ICEBlock a connu une ascension brusque après des critiques de l'administration Trump. Le 31 juin, la secrétaire à la Sécurité intérieure, Kristi Noem, a réagi à une couverture médiatique de CNN sur ICEBlock dans un message publié sur X (ex-Twitter), qualifiant l'application « d'obstruction à la justice ». À la suite de ce commentaire, ICEBlock a gagné en popularité du jour au lendemain, se hissant brièvement en tête des téléchargements de l'App Store américain.
Eyes Up
L'application Eyes Up diffère des précédentes applications interdites par Apple. Eyes Up était davantage un service d'agrégation qui rassemblait des informations afin de conserver des preuves au cas où celles-ci seraient nécessaires à l'avenir devant les tribunaux. Plus concrètement, Eyes Up est une application qui permettait de conserver des vidéos TikTok, des bobines Instagram, ainsi que des reportages et des vidéos documentant les abus commis par l'ICE.
Cette nouvelle montre que la répression menée par Apple et Google contre les applications de suivi des activités de l'ICE. Cette répression va au-delà des applications qui signalent la présence d'agents de l'ICE. Elle a aussi touché au moins une application qui visait davantage à créer un historique des activités de l'ICE pendant sa campagne de déportation massive. Selon les critiques, tout ceci constitue une censure qui enfreint la liberté d'expression.
« Notre objectif est de responsabiliser le gouvernement, nous ne faisons même pas de suivi en temps réel », a déclaré à 404 Media l'administrateur de Eyes Up, qui s'est présenté sous le nom de Mark. Mark a demandé à 404 Media de n'utiliser que son prénom afin de le protéger contre d'éventuelles représailles. « Je pense que l'administration [Trump] est simplement gênée par le nombre de vidéos compromettantes que nous avons ».
Mark a déclaré que l'application avait été supprimée de l'App Store le 3 octobre 2025. Lorsque l'on tente de télécharger Eyes Up, l'App Store d'Apple affiche le message : « cette application n'est actuellement pas disponible dans votre pays ou région ». Le site Web Eyes Up, quant à lui, est toujours disponible.
Le site Web fonctionne essentiellement de la même manière. Le site comprend une carte avec des points sur lesquels les visiteurs peuvent cliquer, ce qui lance la lecture d'une vidéo provenant de cet endroit. Les utilisateurs peuvent soumettre leurs propres vidéos afin qu'elles soient ajoutées au site. Mark a déclaré qu'il examine manuellement chaque vidéo avant qu'elle ne soit mise en ligne sur le service, afin de vérifier son contenu et son emplacement.

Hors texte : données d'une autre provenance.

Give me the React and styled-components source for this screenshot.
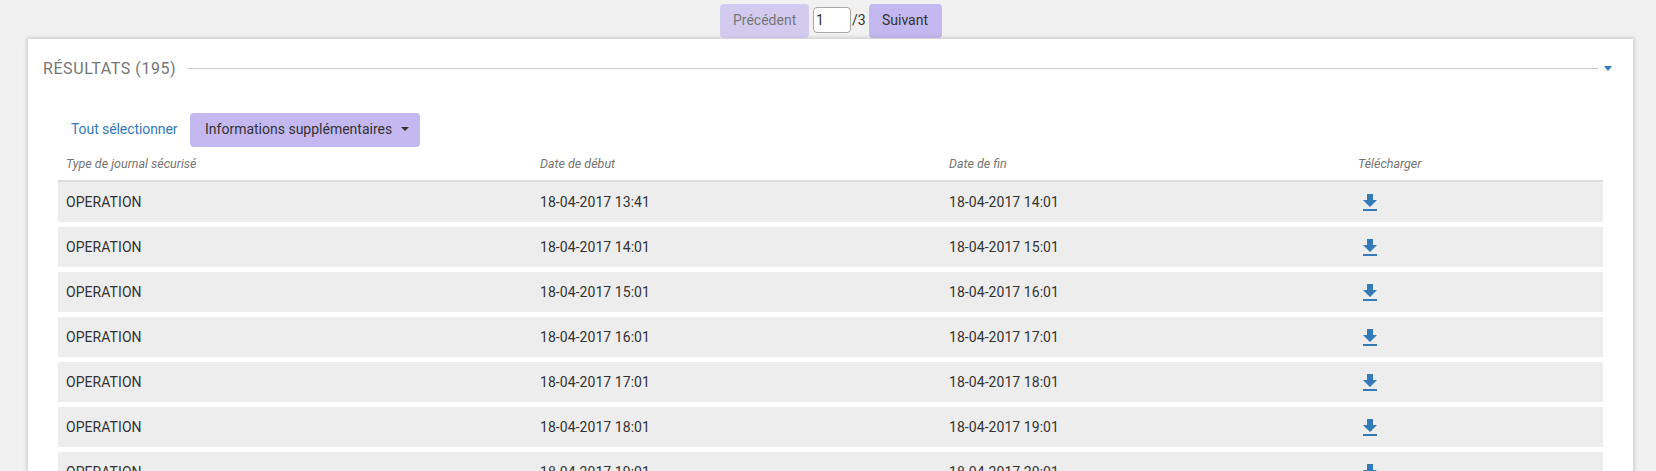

La conservation des preuves des abus présumés de l'ICE mise en péril
Les vidéos disponibles sur Eyes Up sont essentiellement les mêmes que celles que vous pourriez voir en parcourant TikTok, Instagram ou X. Il s'agit d'un mélange de reportages médiatiques professionnels et de clips générés par les utilisateurs sur les arrestations de l'ICE. Bon nombre de ces vidéos sont clairement des rechargements de matériel provenant de ces applications de médias sociaux et comportent toujours les filigranes TikTok ou Instagram.
Selon Mark, les vidéos sont également souvent tirées de Reddit ou de l'application communautaire et de sensibilisation à la criminalité Citizen. La plupart des vidéos provenant de New York montrent des agents de l'ICE arrêtant de manière agressive des personnes dans les tribunaux de la ville, ce que l'ICE fait depuis des mois. Une autre vidéo provient de la New York Immigration Coalition (NYIC), qui représente plus de 200 groupes de défense des droits des immigrants et des réfugiés.
« Notre objectif est de conserver les preuves jusqu'à ce qu'elles puissent être utilisées devant les tribunaux, et nous pensons que la fonction de cartographie permettra aux parties à un litige de trouver plus facilement les images filmées par des témoins à l'avenir », a déclaré Mark.
Aaron Reichlin-Melnick, chercheur principal à l'American Immigration Council, a déclaré : « comme toute autre agence gouvernementale, le DHS est tenu de respecter la loi. La collecte de preuves vidéo est un outil de contrôle puissant qui permet de garantir que le gouvernement respecte les droits des citoyens et des immigrants. Les gens ont le droit de filmer leurs interactions avec les forces de l'ordre dans les espaces publics et de partager ces vidéos avec d'autres personnes ».